Let $\sequence {y_n}_{n \in \N}$ be a real sequence.
If there exists total recursive function $\phi : \N^2 \to \N$ such that:
- $\forall n, p \in \N: \size {x_{\map \phi {n, p}} - y_n} < \dfrac 1 {p + 1}$
then:
- $\sequence {y_n}_{n \in \N}$
is a computable real sequence.
Proof
By Corollary to Computable Real Sequence iff Limits of Computable Rational Sequences, there exists a computable rational sequence $\sequence {a_N}$ such that, for all $k, p \in \N$:
- $\size {a_{\map \pi {k, p} } - x_k} < \dfrac 1 {p + 1}$
where $\pi$ is the Cantor pairing function.

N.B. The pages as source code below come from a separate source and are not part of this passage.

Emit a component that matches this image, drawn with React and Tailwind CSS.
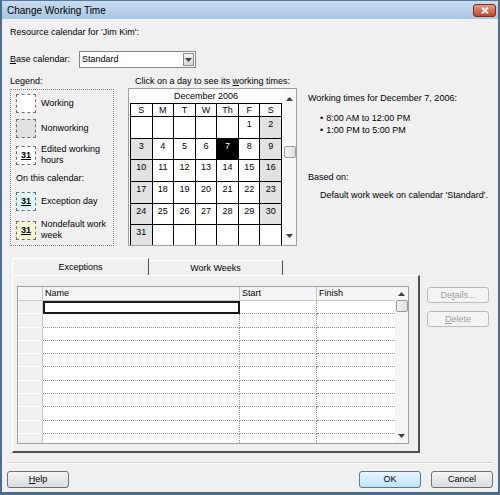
import React from 'react';

const weeks = [
  [null, null, null, null, null, 1, 2],
  [3, 4, 5, 6, 7, 8, 9],
  [10, 11, 12, 13, 14, 15, 16],
  [17, 18, 19, 20, 21, 22, 23],
  [24, 25, 26, 27, 28, 29, 30],
  [31, null, null, null, null, null, null],
];

const dayNames = ['S', 'M', 'T', 'W', 'Th', 'F', 'S'];

function Swatch({ bg, label }) {
  return (
    <div className={`w-[20px] h-[19px] border border-dashed border-[#707070] flex items-center justify-center shrink-0 ${bg}`}>
      {label && <span className="font-bold underline text-[9px] leading-none">31</span>}
    </div>
  );
}

function UpArrow() {
  return (
    <svg width="7" height="4" viewBox="0 0 7 4">
      <path d="M0 4 L3.5 0 L7 4 Z" fill="#404040" />
    </svg>
  );
}

function DownArrow() {
  return (
    <svg width="7" height="4" viewBox="0 0 7 4">
      <path d="M0 0 L3.5 4 L7 0 Z" fill="#404040" />
    </svg>
  );
}

function Button({ children, primary, className = '' }) {
  return (
    <div
      className={`h-[17px] w-[62px] rounded-[3px] border flex items-center justify-center ${
        primary
          ? 'border-[#3c7fb1] bg-gradient-to-b from-[#eaf6fd] to-[#bde4f8]'
          : 'border-[#707070] bg-gradient-to-b from-[#f4f4f4] to-[#dcdcdc]'
      } ${className}`}
    >
      {children}
    </div>
  );
}

export default function App() {
  const rows = Array.from({ length: 11 });

  return (
    <div className="w-[500px] h-[495px] bg-[#f0f0f0] border-x-2 border-b-[3px] border-[#4b6d8c] flex flex-col text-[9px] leading-[11px] text-black font-['Liberation_Sans',Arial,sans-serif] overflow-hidden">
      {/* title bar */}
      <div className="h-[19px] shrink-0 bg-gradient-to-b from-[#c9dcef] to-[#a8c5e3] border-t border-[#5a7a98] flex items-center pl-[5px] pr-[2px]">
        <span className="text-[10px] text-black">Change Working Time</span>
        <div className="ml-auto w-[23px] h-[13px] rounded-[3px] border border-[#7b2d20] bg-gradient-to-b from-[#e49a88] to-[#c1432c] flex items-center justify-center">
          <svg width="8" height="7" viewBox="0 0 8 7">
            <path d="M1 0.5 L7 6.5 M7 0.5 L1 6.5" stroke="white" strokeWidth="1.8" />
          </svg>
        </div>
      </div>

      <div className="ml-[8px] mt-[8px] h-[11px]">Resource calendar for 'Jim Kim':</div>

      <div className="ml-[8px] mt-[13px] h-[17px] flex items-center">
        <span className="w-[69px]">
          <span className="underline">B</span>ase calendar:
        </span>
        <div className="w-[117px] h-[17px] bg-white border border-[#828790] flex items-center pl-[2px] pr-[1px]">
          <span>Standard</span>
          <div className="ml-auto w-[11px] h-[13px] border border-[#8a8a8a] bg-gradient-to-b from-[#f4f4f4] to-[#d8d8d8] flex items-center justify-center">
            <DownArrow />
          </div>
        </div>
      </div>

      {/* middle section */}
      <div className="mt-[8px] h-[170px] flex">
        {/* legend */}
        <div className="ml-[8px] w-[104px] flex flex-col">
          <div className="h-[11px] leading-[11px]">Legend:</div>
          <div className="mt-[2px] h-[157px] border border-dotted border-[#808080] pl-[5px] pt-[4px] flex flex-col">
            <div className="flex items-center gap-[5px]">
              <Swatch bg="bg-white" />
              <span>Working</span>
            </div>
            <div className="mt-[6px] flex items-center gap-[5px]">
              <Swatch bg="bg-[#e2e2e2]" />
              <span>Nonworking</span>
            </div>
            <div className="mt-[6px] flex items-center gap-[5px]">
              <Swatch bg="bg-white" label />
              <span className="leading-[11px]">
                Edited working
                <br />
                hours
              </span>
            </div>
            <div className="mt-[7px] h-[11px]">On this calendar:</div>
            <div className="mt-[8px] flex items-center gap-[5px]">
              <Swatch bg="bg-[#dcf8f8]" label />
              <span>Exception day</span>
            </div>
            <div className="mt-[8px] flex items-center gap-[5px]">
              <Swatch bg="bg-[#fbf8d9]" label />
              <span className="leading-[11px]">
                Nondefault work
                <br />
                week
              </span>
            </div>
          </div>
        </div>

        {/* calendar */}
        <div className="ml-[14px] w-[169px] flex flex-col">
          <div className="h-[11px] text-center">
            Click on a day to see its <span className="underline">w</span>orking times:
          </div>
          <div className="mt-[1px] h-[158px] border border-[#a0a0a0] bg-white flex overflow-hidden">
            <div className="ml-[1px] w-[152px] flex flex-col">
              <div className="h-[14px] shrink-0 flex items-center justify-center">December 2006</div>
              <div className="shrink-0 grid grid-cols-7 grid-rows-[12px_repeat(6,20.7px)] gap-px bg-black border border-black">
                {dayNames.map((d, i) => (
                  <div key={'d' + i} className="bg-white flex items-center justify-center">
                    {d}
                  </div>
                ))}
                {weeks.flat().map((n, i) => {
                  const col = i % 7;
                  const weekend = n !== null && (col === 0 || col === 6);
                  const selected = n === 7;
                  const cls = selected
                    ? 'bg-black text-white'
                    : weekend
                    ? 'bg-[#e2e2e2]'
                    : 'bg-white';
                  return (
                    <div key={i} className={`${cls} flex justify-center pt-[2px]`}>
                      {n}
                    </div>
                  );
                })}
              </div>
            </div>
            <div className="ml-[1px] w-[13px] bg-[#f8f8f8] flex flex-col items-center pt-[8px]">
              <UpArrow />
              <div className="mt-[45px] w-[12px] h-[12px] rounded-[2px] border border-[#9a9a9a] bg-gradient-to-r from-[#f4f4f4] to-[#dedede]" />
              <div className="mt-auto mb-[7px]">
                <DownArrow />
              </div>
            </div>
          </div>
        </div>

        {/* working times */}
        <div className="ml-[11px] flex flex-col pt-[17px]">
          <div className="h-[11px]">Working times for December 7, 2006:</div>
          <div className="mt-[8px] ml-[12px] flex flex-col leading-[12px]">
            <div>
              <span className="mr-[3px]">•</span>8:00 AM to 12:00 PM
            </div>
            <div>
              <span className="mr-[3px]">•</span>1:00 PM to 5:00 PM
            </div>
          </div>
          <div className="mt-[36px] h-[11px]">Based on:</div>
          <div className="mt-[7px] ml-[12px] h-[11px]">Default work week on calendar 'Standard'.</div>
        </div>
      </div>

      {/* tabs */}
      <div className="mt-[12px] ml-[10px] h-[17px] flex items-end">
        <div className="w-[137px] h-[17px] border-t border-l border-white border-r border-r-[#505050] flex items-center justify-center">
          Exceptions
        </div>
        <div className="w-[134px] h-[15px] border-t border-white border-r border-r-[#505050] flex items-center justify-center">
          Work Weeks
        </div>
      </div>

      <div className="ml-[10px] h-[178px] flex">
        {/* panel */}
        <div className="w-[408px] h-[178px] border-l border-t border-white border-r-2 border-b-2 border-r-[#505050] border-b-[#505050] pl-[4px] pt-[10px]">
          <div className="w-[392px] h-[158px] border border-[#a0a0a0] bg-white flex overflow-hidden">
            <div className="w-[377px] flex flex-col">
              <div className="h-[14px] shrink-0 flex bg-[#f5f5f5] border-b border-[#c8c8c8]">
                <div className="w-[25px] border-r border-[#c8c8c8]" />
                <div className="w-[197px] border-r border-[#c8c8c8] pl-[2px] flex items-center">Name</div>
                <div className="w-[77px] border-r border-[#c8c8c8] pl-[2px] flex items-center">Start</div>
                <div className="w-[78px] pl-[2px] flex items-center">Finish</div>
              </div>
              {rows.map((_, i) => (
                <div key={i} className="h-[13.3px] shrink-0 flex">
                  <div className="w-[25px] bg-[#f0f0f0] border-r border-[#c8c8c8] border-b border-b-white" />
                  {i === 0 ? (
                    <div className="w-[197px] border-2 border-[#1a1a1a]" />
                  ) : (
                    <div className="w-[197px] border-r border-b border-dotted border-[#909090]" />
                  )}
                  <div className="w-[77px] border-r border-b border-dotted border-[#909090]" />
                  <div className="w-[78px] border-b border-dotted border-[#909090]" />
                </div>
              ))}
            </div>
            <div className="w-[13px] bg-[#f5f5f5] flex flex-col items-center pt-[5px]">
              <UpArrow />
              <div className="mt-[4px] w-[12px] h-[12px] rounded-[2px] border border-[#9a9a9a] bg-gradient-to-r from-[#f4f4f4] to-[#dedede]" />
              <div className="mt-auto mb-[5px]">
                <DownArrow />
              </div>
            </div>
          </div>
        </div>

        <div className="ml-[7px] mt-[12px] flex flex-col gap-[8px]">
          <div className="w-[62px] h-[16px] rounded-[3px] border border-[#bcbcbc] bg-[#f4f4f4] text-[#a0a0a0] flex items-center justify-center">
            De<span className="underline">t</span>ails...
          </div>
          <div className="w-[62px] h-[16px] rounded-[3px] border border-[#bcbcbc] bg-[#f4f4f4] text-[#a0a0a0] flex items-center justify-center">
            <span className="underline">D</span>elete
          </div>
        </div>
      </div>

      {/* separator */}
      <div className="mt-[9px] ml-[5px] w-[486px] h-[2px] border-t border-[#d5d5d5] border-b border-b-white" />

      {/* bottom buttons */}
      <div className="mt-[7px] ml-[5px] w-[486px] flex">
        <Button>
          <span>
            <span className="underline">H</span>elp
          </span>
        </Button>
        <Button primary className="ml-auto">
          OK
        </Button>
        <Button className="ml-[10px]">Cancel</Button>
      </div>
    </div>
  );
}
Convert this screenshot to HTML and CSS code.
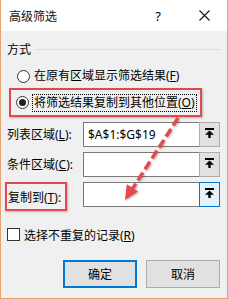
FILE: index.html
```html
<!DOCTYPE html>
<html lang="zh-CN">
<head>
  <meta charset="UTF-8">
  <title>高级筛选</title>
  <link rel="stylesheet" href="styles.css">
</head>
<body>
  <div class="window">
    <!-- 标题栏 -->
    <div class="titlebar">
      <span class="title-text">高级筛选</span>
      <span class="title-help">?</span>
      <svg class="title-close" width="11" height="11" viewBox="0 0 11 11">
        <path d="M0.5 0.5 L10.5 10.5 M10.5 0.5 L0.5 10.5" stroke="#111" stroke-width="1.1" fill="none"/>
      </svg>
    </div>

    <div class="content">
      <!-- 方式 -->
      <div class="group-head">
        <span>方式</span>
        <div class="group-line"></div>
      </div>

      <div class="radio-row first">
        <span class="radio"></span>
        <span class="radio-text">在原有区域显示筛选结果(<u>F</u>)</span>
      </div>

      <div class="mark-box">
        <div class="radio-row">
          <span class="radio checked"></span>
          <span class="radio-text focus">将筛选结果复制到其他位置(<u>O</u>)</span>
        </div>
      </div>

      <!-- 区域输入 -->
      <div class="field-list">
        <div class="field-row">
          <span class="field-label">列表区域(<u>L</u>):</span>
          <div class="field-input">$A$1:$G$19</div>
          <div class="pick-btn">
            <svg width="9" height="10" viewBox="0 0 9 10"><rect x="0" y="0" width="9" height="2" fill="#000"/><path d="M0 6.8 L4.5 2.6 L9 6.8 Z" fill="#000"/><rect x="3.3" y="6" width="2.4" height="4" fill="#000"/></svg>
          </div>
        </div>
        <div class="field-row">
          <span class="field-label">条件区域(<u>C</u>):</span>
          <div class="field-input"></div>
          <div class="pick-btn">
            <svg width="9" height="10" viewBox="0 0 9 10"><rect x="0" y="0" width="9" height="2" fill="#000"/><path d="M0 6.8 L4.5 2.6 L9 6.8 Z" fill="#000"/><rect x="3.3" y="6" width="2.4" height="4" fill="#000"/></svg>
          </div>
        </div>
        <div class="field-row">
          <span class="field-label marked">复制到(<u>T</u>):</span>
          <div class="field-input"></div>
          <div class="pick-btn active">
            <svg width="9" height="10" viewBox="0 0 9 10"><rect x="0" y="0" width="9" height="2" fill="#000"/><path d="M0 6.8 L4.5 2.6 L9 6.8 Z" fill="#000"/><rect x="3.3" y="6" width="2.4" height="4" fill="#000"/></svg>
          </div>
        </div>
      </div>

      <div class="check-row">
        <span class="checkbox"></span>
        <span>选择不重复的记录(<u>R</u>)</span>
      </div>

      <div class="btn-row">
        <div class="btn default">确定</div>
        <div class="btn">取消</div>
      </div>
    </div>

    <!-- 红色虚线箭头标注 -->
    <svg class="arrow" width="228" height="299" viewBox="0 0 228 299">
      <line x1="178" y1="118" x2="131" y2="191" stroke="#e8474c" stroke-width="3.5" stroke-dasharray="9 4"/>
      <path d="M125 200 L126.8 184.2 L138 191.4 Z" fill="#e8474c"/>
    </svg>
  </div>
</body>
</html>
```

FILE: styles.css
```css
body {
  margin: 0;
  font-family: 'Noto Sans', 'Noto Sans CJK SC', sans-serif;
  font-size: 12px;
  color: #000;
  background: #fff;
}
.window {
  position: relative;
  width: 228px;
  height: 299px;
  box-sizing: border-box;
  border: 1px solid #e3a271;
  border-top: none;
  background: #f0f0f0;
}
.titlebar {
  height: 31px;
  background: #fff;
  display: flex;
  align-items: center;
  padding-left: 8px;
}
.title-text {
  flex: 1;
  color: #111;
}
.title-help {
  margin-right: 38px;
  font-size: 13px;
}
.title-close {
  margin-right: 17px;
}
.content {
  padding: 11px 6px 0 6px;
}
.group-head {
  display: flex;
  align-items: center;
  height: 16px;
  line-height: 16px;
}
.group-line {
  flex: 1;
  height: 1px;
  background: #dcdcdc;
  margin-left: 5px;
  margin-top: -2px;
}
.radio-row {
  display: flex;
  align-items: center;
  height: 16px;
  line-height: 16px;
}
.radio-row.first {
  margin-top: 10px;
  padding-left: 10px;
}
.radio {
  width: 11px;
  height: 11px;
  border: 1px solid #333;
  border-radius: 50%;
  background: #fff;
  margin-right: 4px;
  display: flex;
  align-items: center;
  justify-content: center;
}
.radio.checked::after {
  content: '';
  width: 7px;
  height: 7px;
  border-radius: 50%;
  background: #222;
}
.mark-box {
  margin: 4px 0 0 2px;
  width: 189px;
  height: 25px;
  border: 2px solid #e2494e;
  box-shadow: 1px 1px 2px rgba(0, 0, 0, 0.25);
  display: flex;
  align-items: center;
}
.mark-box .radio-row {
  padding-left: 5px;
}
.radio-text.focus {
  outline: 1px dotted #000;
  padding: 0 1px;
}
.field-list {
  margin-top: 5px;
  display: flex;
  flex-direction: column;
  gap: 5px;
  padding-right: 1px;
}
.field-row {
  display: flex;
  align-items: center;
  height: 25px;
}
.field-label {
  width: 76px;
  line-height: 16px;
}
.field-label.marked {
  box-sizing: border-box;
  width: 62px;
  height: 29px;
  margin: 0 16px 0 -2px;
  padding: 6px 0 0 1px;
  align-self: flex-start;
  border: 2px solid #e2494e;
  box-shadow: 1px 1px 2px rgba(0, 0, 0, 0.25);
}
.field-input {
  flex: 1;
  height: 25px;
  box-sizing: border-box;
  border: 1px solid #7a7a7a;
  border-right: none;
  background: #fff;
  padding-left: 4px;
  line-height: 23px;
}
.pick-btn {
  width: 21px;
  height: 25px;
  box-sizing: border-box;
  border: 1px solid #adadad;
  background: #e1e1e1;
  display: flex;
  align-items: center;
  justify-content: center;
}
.pick-btn svg {
  margin-top: -3px;
}
.pick-btn.active {
  border-color: #0078d7;
  background: #e5f1fb;
}
.check-row {
  margin-top: 21px;
  display: flex;
  align-items: center;
  height: 13px;
}
.checkbox {
  width: 11px;
  height: 11px;
  border: 1px solid #333;
  background: #fff;
  margin-right: 4px;
}
.btn-row {
  margin-top: 19px;
  display: flex;
  justify-content: flex-end;
  gap: 9px;
  padding-right: 1px;
}
.btn {
  width: 74px;
  height: 28px;
  box-sizing: border-box;
  border: 1px solid #adadad;
  background: #e1e1e1;
  display: flex;
  align-items: center;
  justify-content: center;
}
.btn.default {
  border: 2px solid #0078d7;
}
.arrow {
  position: absolute;
  left: -1px;
  top: 0;
  filter: drop-shadow(1px 1px 1px rgba(0, 0, 0, 0.3));
}
```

Let $\psi : \N^2 \to \N$ be defined as:
- $\map \psi {n, p} = \map \pi {\map \phi {n, 2 p + 1}, 2 p + 1}$
which is total recursive by:
- Cantor Pairing Function is Primitive Recursive
- Primitive Recursive Function is Total Recursive Function
By Corollary to Computable Subsequence of Computable Rational Sequence is Computable, there exists a computable rational sequence $\sequence {b_N}$ such that, for all $n, p \in \N$:
- $b_{\map \pi {n, p}} = a_{\map \psi {n, p}}$
We have, for all $n, p \in \N$:
| \(\ds \size {b_{\map \pi {n, p} } - y_n}\) | \(=\) | \(\ds \size {a_{\map \psi {n, p} } - y_n}\) | Definition of $\sequence {b_N}$ | |||||||||||
| \(\ds \) | \(=\) | \(\ds \size {a_{\map \pi {\map \phi {n, 2 p + 1}, 2 p + 1} } - y_n}\) | Definition of $\psi$ | |||||||||||
| \(\ds \) | \(\le\) | \(\ds \size {a_{\map \pi {\map \phi {n, 2 p + 1}, 2 p + 1} } - x_{\map \phi {n, 2 p + 1} } } + \size {x_{\map \phi {n, 2 p + 1} } - y_n}\) | Triangle Inequality for Real Numbers | |||||||||||
| \(\ds \) | \(<\) | \(\ds \dfrac 1 {2 p + 2} + \dfrac 1 {2 p + 2}\) | Premise | |||||||||||
| \(\ds \) | \(=\) | \(\ds \dfrac 1 {p + 1}\) |
The result then follows from Corollary to Computable Real Sequence iff Limits of Computable Rational Sequences.
$\blacksquare$